The Church does not publish any statistical data on language usage among church membership for languages not within the top 10 languages spoken by church membership. It is unclear how many Zhuang have joined the Church worldwide, if any at all. No reports were available from Zhuang or mainland Chinese Latter-day Saints. The Church does not publish membership or congregational statistics for mainland China due to the Church's sensitive presence among Chinese nationals.

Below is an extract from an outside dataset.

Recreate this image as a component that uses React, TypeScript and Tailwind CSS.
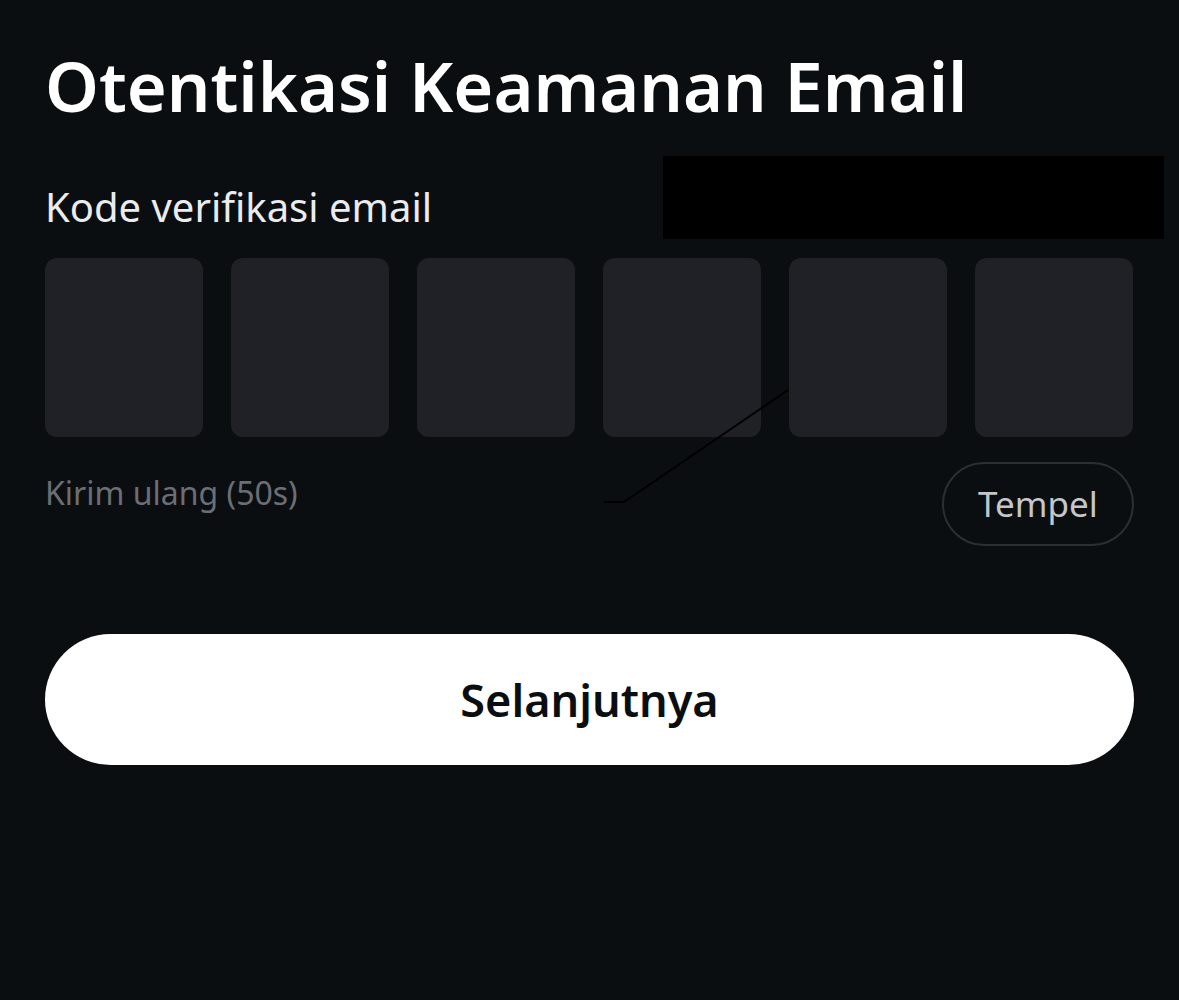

The establishment of an LDS presence in the Chinese city of Nanning presents as the only realistic opportunity for the Church to make any inroads with the Zhuang people within the foreseeable future as government restrictions on religious freedom prohibit open proselytism, the assignment of full-time missionaries, and member-missionary work outside of familial connections. The loosening of religious freedom restrictions appears the most likely scenario in which the Church could ultimately establish a presence among the Zhuang in major cities in Guangxi Zhuang Autonomous Region, but any relaxation of current government policies and legislation to permit proselytism would most likely result in proselytism efforts occurring solely among Han Chinese within the largest cities. It appears highly unlikely that the Church would consider future missionary efforts in any minority languages. There appear no feasible prospects for an LDS establishment in locations in Vietnam within the Zhuang homelands. Member-missionary work will be key to extend outreach among the Zhuang regardless of the status of religious freedom in the coming years and decades.